## [EXTRACTED INFORMATION]
══════════
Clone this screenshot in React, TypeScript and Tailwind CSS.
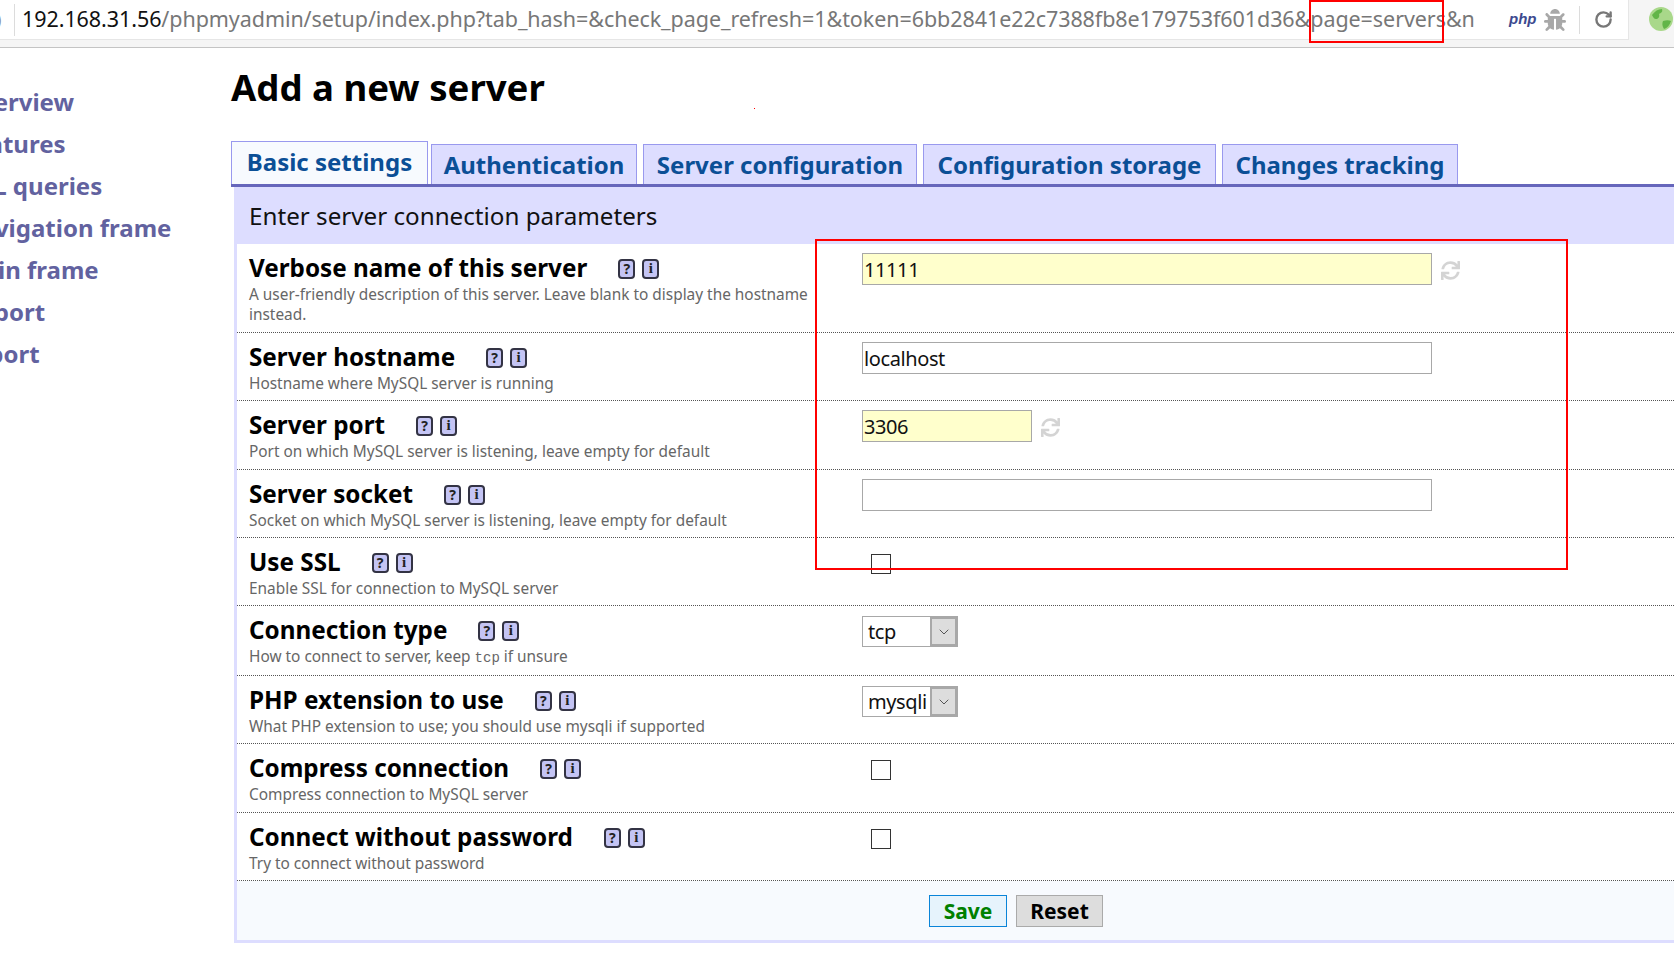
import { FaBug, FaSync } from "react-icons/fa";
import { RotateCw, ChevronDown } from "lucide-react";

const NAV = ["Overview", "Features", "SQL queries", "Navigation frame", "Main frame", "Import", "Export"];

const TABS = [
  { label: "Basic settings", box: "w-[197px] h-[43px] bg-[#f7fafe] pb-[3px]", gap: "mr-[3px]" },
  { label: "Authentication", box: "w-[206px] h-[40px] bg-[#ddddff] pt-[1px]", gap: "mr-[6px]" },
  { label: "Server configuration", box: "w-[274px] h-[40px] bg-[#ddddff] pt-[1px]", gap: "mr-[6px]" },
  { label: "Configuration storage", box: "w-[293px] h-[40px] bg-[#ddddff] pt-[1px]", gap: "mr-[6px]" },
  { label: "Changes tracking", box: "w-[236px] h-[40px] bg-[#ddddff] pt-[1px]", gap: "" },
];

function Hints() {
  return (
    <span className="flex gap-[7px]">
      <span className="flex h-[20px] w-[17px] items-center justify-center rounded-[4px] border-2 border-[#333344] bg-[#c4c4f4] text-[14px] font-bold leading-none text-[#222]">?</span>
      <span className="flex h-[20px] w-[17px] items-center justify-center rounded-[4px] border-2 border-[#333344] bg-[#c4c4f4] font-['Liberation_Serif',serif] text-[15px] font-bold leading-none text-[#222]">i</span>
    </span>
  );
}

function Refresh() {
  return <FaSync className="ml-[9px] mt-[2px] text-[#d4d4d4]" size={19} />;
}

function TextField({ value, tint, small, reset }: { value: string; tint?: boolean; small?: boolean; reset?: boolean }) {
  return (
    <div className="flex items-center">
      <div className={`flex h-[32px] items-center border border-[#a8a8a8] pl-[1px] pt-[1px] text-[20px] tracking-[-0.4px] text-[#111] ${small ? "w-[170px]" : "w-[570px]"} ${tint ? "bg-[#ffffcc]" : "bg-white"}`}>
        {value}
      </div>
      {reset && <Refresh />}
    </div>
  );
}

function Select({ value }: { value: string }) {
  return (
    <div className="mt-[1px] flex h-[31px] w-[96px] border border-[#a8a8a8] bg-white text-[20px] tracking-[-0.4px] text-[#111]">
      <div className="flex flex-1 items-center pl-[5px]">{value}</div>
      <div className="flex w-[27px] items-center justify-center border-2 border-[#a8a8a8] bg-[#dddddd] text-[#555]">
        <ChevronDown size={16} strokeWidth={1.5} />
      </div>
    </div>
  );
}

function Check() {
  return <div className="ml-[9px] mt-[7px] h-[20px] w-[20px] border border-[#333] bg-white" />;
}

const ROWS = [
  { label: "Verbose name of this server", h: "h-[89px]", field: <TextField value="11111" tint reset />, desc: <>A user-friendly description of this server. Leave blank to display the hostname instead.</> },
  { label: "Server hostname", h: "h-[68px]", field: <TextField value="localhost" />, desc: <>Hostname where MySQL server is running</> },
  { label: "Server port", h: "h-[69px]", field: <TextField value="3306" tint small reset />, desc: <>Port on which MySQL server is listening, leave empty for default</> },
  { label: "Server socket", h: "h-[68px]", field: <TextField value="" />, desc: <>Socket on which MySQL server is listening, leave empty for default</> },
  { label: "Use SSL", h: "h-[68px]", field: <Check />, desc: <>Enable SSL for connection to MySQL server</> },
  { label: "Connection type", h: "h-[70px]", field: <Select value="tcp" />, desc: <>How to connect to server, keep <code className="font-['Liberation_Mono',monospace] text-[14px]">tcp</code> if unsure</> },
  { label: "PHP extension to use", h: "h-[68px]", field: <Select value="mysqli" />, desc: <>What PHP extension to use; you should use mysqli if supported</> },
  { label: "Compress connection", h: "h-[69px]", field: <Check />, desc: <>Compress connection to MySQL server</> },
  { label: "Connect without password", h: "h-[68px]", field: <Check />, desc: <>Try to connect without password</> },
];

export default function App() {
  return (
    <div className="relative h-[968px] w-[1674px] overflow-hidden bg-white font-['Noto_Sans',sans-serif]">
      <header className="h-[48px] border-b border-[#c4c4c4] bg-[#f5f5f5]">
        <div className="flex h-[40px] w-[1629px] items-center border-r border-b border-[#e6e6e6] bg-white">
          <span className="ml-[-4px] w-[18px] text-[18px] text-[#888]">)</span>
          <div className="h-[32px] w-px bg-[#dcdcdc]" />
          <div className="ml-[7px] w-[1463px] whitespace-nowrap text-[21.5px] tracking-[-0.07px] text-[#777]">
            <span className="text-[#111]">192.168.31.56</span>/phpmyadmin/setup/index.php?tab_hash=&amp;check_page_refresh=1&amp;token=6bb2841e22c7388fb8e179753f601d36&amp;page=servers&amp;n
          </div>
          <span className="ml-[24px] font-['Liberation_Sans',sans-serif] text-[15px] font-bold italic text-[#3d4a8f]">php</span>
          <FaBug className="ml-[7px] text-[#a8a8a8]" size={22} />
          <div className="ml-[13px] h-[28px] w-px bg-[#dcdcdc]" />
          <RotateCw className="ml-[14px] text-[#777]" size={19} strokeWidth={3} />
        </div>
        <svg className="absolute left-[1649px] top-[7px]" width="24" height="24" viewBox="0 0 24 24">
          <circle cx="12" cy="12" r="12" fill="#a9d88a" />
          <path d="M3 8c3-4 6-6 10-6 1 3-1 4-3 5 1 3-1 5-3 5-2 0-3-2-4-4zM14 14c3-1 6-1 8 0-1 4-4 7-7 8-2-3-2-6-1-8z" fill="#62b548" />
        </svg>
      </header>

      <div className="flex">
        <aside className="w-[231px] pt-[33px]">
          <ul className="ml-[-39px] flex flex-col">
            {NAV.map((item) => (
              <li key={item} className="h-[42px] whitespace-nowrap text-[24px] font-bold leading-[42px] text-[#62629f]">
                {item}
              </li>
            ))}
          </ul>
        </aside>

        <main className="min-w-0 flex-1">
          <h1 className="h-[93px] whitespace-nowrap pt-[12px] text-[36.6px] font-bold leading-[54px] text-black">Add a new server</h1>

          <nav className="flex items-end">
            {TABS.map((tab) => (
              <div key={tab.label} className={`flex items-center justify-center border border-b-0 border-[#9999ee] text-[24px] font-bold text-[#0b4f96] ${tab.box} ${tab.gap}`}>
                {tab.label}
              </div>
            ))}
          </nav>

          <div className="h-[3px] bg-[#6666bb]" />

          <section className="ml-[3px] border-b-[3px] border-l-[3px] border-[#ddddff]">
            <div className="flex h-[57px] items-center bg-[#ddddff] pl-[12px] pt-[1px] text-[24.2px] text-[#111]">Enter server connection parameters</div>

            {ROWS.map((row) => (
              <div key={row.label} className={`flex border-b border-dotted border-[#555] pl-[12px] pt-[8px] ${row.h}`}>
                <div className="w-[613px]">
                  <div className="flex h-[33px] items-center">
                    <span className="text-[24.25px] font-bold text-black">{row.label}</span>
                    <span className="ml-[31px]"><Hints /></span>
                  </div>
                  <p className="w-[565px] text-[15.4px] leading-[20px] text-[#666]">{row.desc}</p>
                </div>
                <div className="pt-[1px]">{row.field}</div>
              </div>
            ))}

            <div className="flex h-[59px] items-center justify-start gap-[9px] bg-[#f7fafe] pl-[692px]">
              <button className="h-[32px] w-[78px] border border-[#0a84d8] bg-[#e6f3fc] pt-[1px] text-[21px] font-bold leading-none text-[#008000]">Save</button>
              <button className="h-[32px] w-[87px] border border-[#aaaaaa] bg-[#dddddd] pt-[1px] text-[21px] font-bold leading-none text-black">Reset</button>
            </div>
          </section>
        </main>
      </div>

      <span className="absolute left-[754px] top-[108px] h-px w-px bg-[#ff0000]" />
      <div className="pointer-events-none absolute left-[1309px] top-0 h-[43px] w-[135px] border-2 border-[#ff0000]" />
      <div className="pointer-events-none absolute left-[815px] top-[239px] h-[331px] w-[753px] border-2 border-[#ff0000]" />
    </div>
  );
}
══════════
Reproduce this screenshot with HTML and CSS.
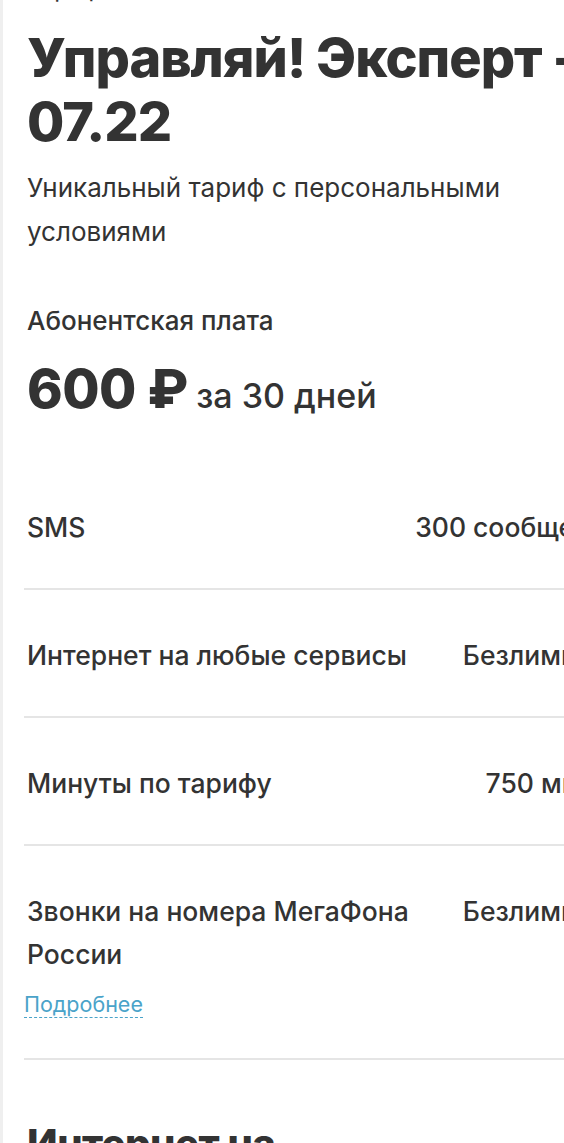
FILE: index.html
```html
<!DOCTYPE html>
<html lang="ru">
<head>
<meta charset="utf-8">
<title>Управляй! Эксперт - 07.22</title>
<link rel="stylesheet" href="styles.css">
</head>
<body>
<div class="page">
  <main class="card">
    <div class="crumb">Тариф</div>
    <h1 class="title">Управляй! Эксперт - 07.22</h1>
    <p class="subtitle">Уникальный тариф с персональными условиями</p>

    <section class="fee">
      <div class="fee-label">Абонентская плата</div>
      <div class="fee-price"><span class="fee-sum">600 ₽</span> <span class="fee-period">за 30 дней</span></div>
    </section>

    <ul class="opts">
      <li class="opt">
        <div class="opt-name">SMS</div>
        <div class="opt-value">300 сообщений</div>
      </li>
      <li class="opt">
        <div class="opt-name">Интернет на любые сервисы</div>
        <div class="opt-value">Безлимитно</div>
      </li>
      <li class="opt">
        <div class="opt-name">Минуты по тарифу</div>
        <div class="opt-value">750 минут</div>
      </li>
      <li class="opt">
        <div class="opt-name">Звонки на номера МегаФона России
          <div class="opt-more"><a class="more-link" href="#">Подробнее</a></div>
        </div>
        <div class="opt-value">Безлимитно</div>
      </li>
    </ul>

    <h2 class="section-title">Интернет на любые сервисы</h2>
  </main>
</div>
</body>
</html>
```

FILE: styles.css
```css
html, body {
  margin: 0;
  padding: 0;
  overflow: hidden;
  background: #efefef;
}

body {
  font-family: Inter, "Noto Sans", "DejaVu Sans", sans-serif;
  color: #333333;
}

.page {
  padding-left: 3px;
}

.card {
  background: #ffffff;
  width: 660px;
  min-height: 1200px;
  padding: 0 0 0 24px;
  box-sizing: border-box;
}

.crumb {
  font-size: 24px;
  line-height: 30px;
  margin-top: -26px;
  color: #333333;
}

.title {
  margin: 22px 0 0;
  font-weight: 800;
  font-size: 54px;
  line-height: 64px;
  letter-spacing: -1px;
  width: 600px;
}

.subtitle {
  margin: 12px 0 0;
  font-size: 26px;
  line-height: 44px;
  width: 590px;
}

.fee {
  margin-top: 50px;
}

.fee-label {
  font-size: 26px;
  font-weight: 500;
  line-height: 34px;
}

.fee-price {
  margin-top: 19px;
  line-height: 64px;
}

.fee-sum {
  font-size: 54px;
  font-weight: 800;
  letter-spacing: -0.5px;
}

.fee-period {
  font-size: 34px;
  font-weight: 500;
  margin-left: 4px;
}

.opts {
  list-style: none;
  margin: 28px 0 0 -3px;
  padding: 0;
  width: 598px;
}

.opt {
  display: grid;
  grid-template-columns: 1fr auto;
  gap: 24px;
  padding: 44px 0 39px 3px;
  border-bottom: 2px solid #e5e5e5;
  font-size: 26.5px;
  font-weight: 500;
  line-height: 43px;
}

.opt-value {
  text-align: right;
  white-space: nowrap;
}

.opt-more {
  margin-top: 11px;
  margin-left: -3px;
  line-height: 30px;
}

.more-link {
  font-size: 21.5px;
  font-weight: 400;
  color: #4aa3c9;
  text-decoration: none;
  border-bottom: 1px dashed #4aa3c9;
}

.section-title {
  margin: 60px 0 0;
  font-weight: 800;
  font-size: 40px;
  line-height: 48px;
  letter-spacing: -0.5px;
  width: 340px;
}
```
══════════
## [SHORT PROBLEM]
Count every line of the material above that holds the string "this", then state only the total.

## [IN RESPONSE]
3